== Data listing ==

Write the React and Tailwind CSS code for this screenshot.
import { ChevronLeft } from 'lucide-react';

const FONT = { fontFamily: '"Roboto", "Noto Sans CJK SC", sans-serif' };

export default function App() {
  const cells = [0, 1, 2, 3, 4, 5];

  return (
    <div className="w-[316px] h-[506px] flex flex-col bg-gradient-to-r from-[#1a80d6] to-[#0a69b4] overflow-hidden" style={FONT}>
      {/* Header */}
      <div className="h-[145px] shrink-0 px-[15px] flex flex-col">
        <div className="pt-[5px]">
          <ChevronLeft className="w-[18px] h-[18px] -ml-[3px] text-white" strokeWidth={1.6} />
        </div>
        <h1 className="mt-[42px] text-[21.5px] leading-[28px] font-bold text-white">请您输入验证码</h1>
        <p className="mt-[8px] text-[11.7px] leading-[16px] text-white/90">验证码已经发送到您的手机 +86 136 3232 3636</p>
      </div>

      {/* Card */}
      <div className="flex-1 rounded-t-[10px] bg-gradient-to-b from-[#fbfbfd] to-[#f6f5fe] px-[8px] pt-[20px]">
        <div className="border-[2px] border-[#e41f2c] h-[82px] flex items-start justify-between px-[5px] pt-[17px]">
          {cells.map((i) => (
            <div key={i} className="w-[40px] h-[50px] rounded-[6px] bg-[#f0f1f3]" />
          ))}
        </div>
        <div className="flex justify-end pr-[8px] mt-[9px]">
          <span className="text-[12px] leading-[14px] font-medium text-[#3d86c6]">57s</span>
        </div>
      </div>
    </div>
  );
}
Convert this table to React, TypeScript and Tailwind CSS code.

===

- _Instruction_: Exact reproduction is required: output the lines from the start of the entries above through the line with "const cells = [0, 1, 2, 3, 4, 5];".

- _Solution to this problem_:
Write the React and Tailwind CSS code for this screenshot.
import { ChevronLeft } from 'lucide-react';

const FONT = { fontFamily: '"Roboto", "Noto Sans CJK SC", sans-serif' };

export default function App() {
  const cells = [0, 1, 2, 3, 4, 5];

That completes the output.